While thousands of avid gamers build their PCs with unmatched passion, data science lovers haven’t understood the benefits of using custom-built data science PCs. However, as you scale through the realm of data science, you will see the need to upgrade your hardware. Otherwise, how can you run hundreds of millions of data points in your Chromebook for deep learning?
This doesn’t mean that Chromebook can’t handle such large data sets. It can, only that it will take several days, weeks, or months before completion. Even though you can rely on your laptop or your employers’ cloud computing services, such as AWS EC2, building your PC is a prudent long-term investment for personal tech projects.
That said, read on to understand how you can build your data science PC on a budget.

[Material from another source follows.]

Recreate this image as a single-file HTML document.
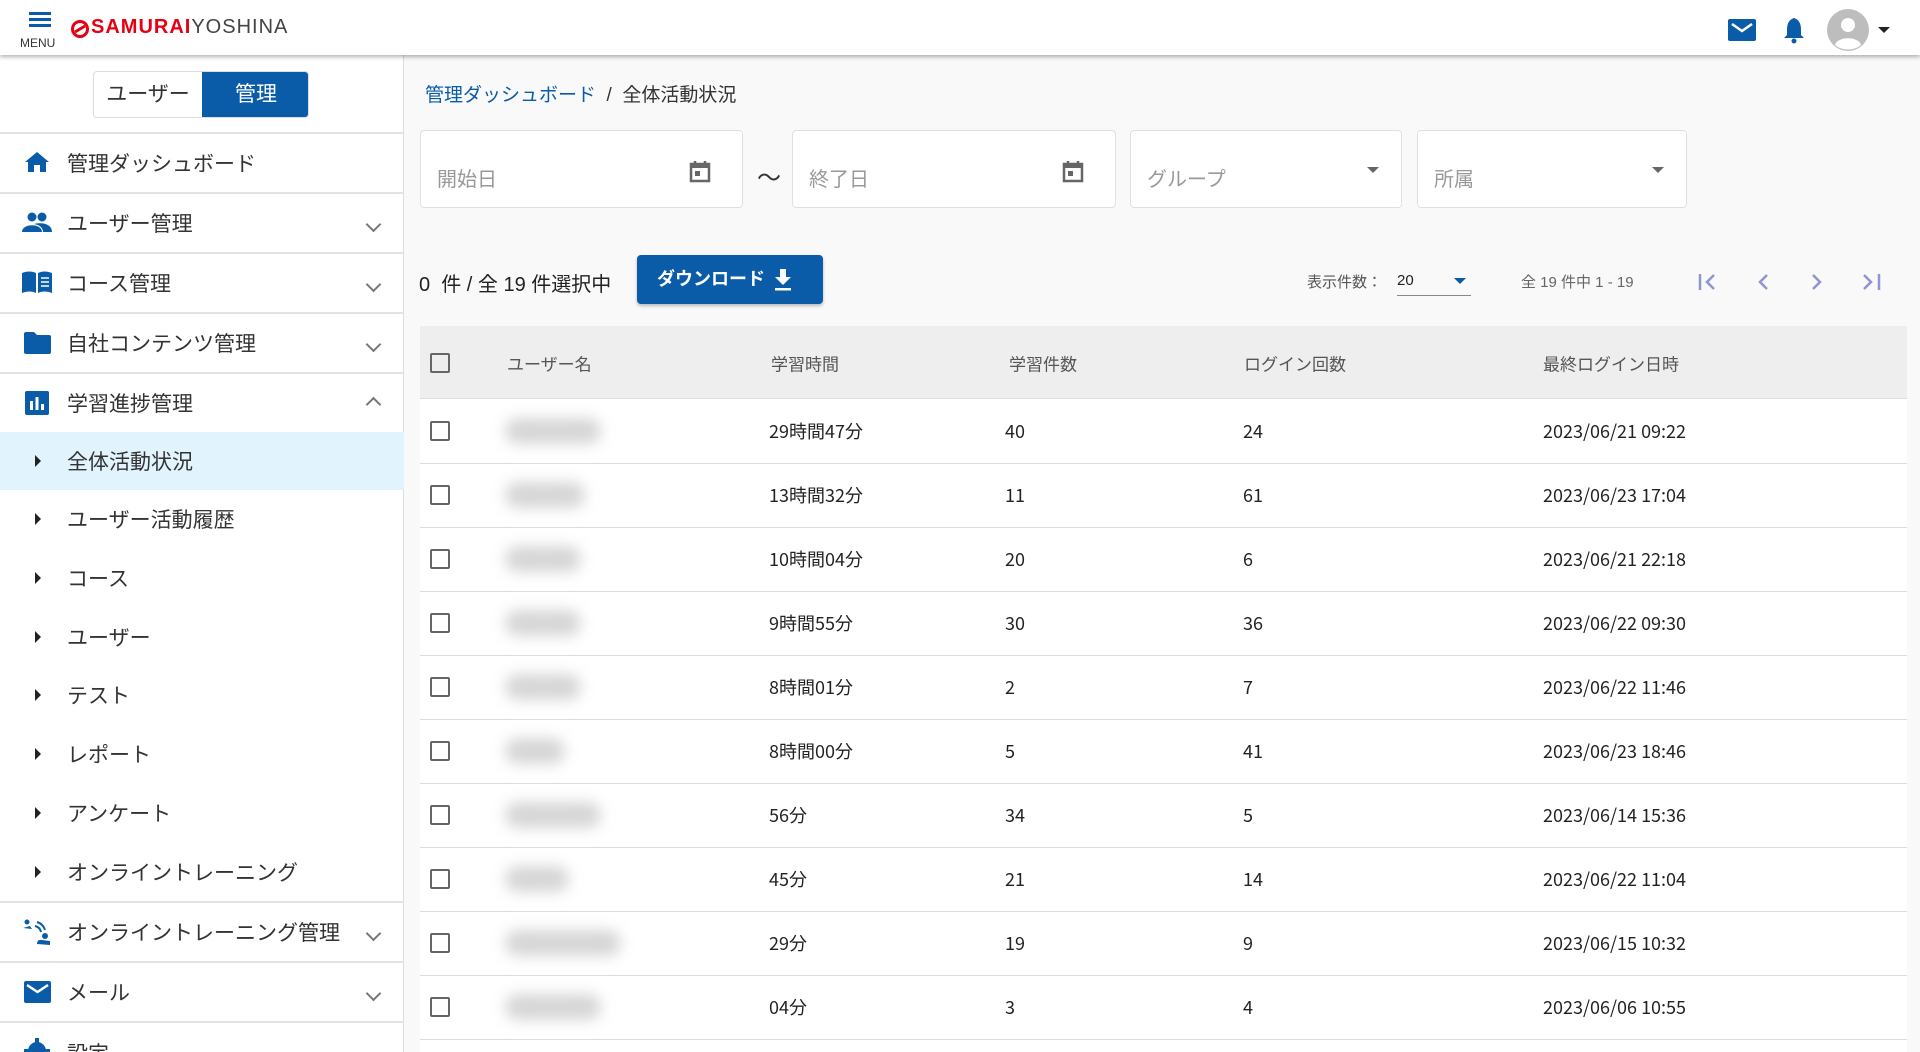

You will need the following parts;
The GPU is undoubtedly the most important computer component for any data scientist, especially those engaging in deep data learning projects. Unfortunately, choosing the best graphic card is one of the challenging decisions to make. Nonetheless, if you want a PC for small projects, the GeForce RTX 2060 is a great option.
The GeForce RTX 2060 features Turing GPU technology, which is the latest GPU technology from NVIDIA. It also comes with 240 Tensor Cores, which make data learning training faster. However, the only drawback of the GeForce RTX 2060 is its memory size. It features a 6GB memory, which might be perfect for small projects and limiting for large and complicated projects.
A cheaper yet excellent alternative to the RTX 2060 is the NVIDIA GTX 1660S. This model also has a 6GB RAM, 125W TDP, and 1.83 boost clock speed. Generally, both models provide the most for your buck.
As you choose a CPU for your data science PC, you should understand the importance of having a powerful CPU for machine learning, especially when running DL algorithms. Most ML algorithms, such as Neural Networks, are parallel, which is the opposite of standard sequential methods. That said, even though you are on a budget, you shouldn’t settle for anything less than a powerful computer processor.
When it comes to this, most people have trouble choosing between AMD and Intel processors. However, for a good price and optimal performance, AMD is a great choice. Not to say that Intel processors are below average, but they are quite overpriced and overkilled. You will get similar processing power at a lower price with AMD processors.
That said, the best CPU option is the AMD Ryzen 5 3600. The unit features 12 threads, 65W TDP, and 6 cores, which make it a perfect choice for small and medium-level projects.
When using a GPU for deep data learning, data is loaded to RAM from the collection disk then transferred to a graphic card or GPU memory/VRAM. Therefore, purchasing a large RAM won’t increase the GPUs training speed or allow the training of large data batches. Therefore, you need a RAM size that is slightly over the VRAM capacity for a seamless transfer process.
Experts suggest buying a RAM twice the size as your VRAM. If you chose the RTX 2060 or GTX 1660S graphic memory with 6GB, buy a RAM with 16GB memory. In this case, the Corsair Vengeance LPX DDR4 is a good choice. Similarly, for genetic data sets or projects with large data sets that require heavy pre-processing, choose 32GB RAM.
In most cases, your CPU choice determines your choice of motherboard. This is because, unlike Intel CPUs, only a few motherboard chipsets are compatible with AMD CPUs. Gigabyte, ASUS, and MSI have established brands with reliable motherboards that have AMD chipsets. However, due to the cost factor, you should consider the MSI B450M Pro-VDH Max motherboard.
5. Storage Disks
Data science projects are large and need large disk spaces. However, you also need fast disks that won’t hinder data transfer and access speeds. Currently, there are three main types of storage disks. They include;
- HDD – they are an affordable option but have slow read and write speed. Typical R/W speeds range between 80 and 200MBs/sec due to its mechanical architecture.
- SSD – these drives provide fast data transmission of up to 1200 to 2000MB/sec. However, they are more expensive than HDDs.
- NVMe – Non-Volatile Memory Express disks are the fastest and most expensive storage disks. They provide up to 3500/3300MB/sec R/W speed.
To balance performance with the budget, you can opt for two types of drives. For instance, buy an HDD disk for storing non-active data and a small SSD or NVMe disk for active data sets. That said, the Seagate Barracuda 2TB HDD and Samsung 970 Evo Plus NVMe are a good combination.
Other essential parts to use include;
- Fans – to reduce heat generated, buy the upHere RGB Case Fan
- Power Supply Unit – the Corsair CV Series provides enough power
- Case – the NZXT H510 accommodates all components while allowing proper ventilation
The Bottom Line
Hopefully, the guide above provides enough inspiration for anyone who wants to build their data science PC. As a pro tip, ensure that you install drivers in every hardware component. This is a good way to get the most from these pieces. Additionally, use a good analytics platform to ease your deep learning projects.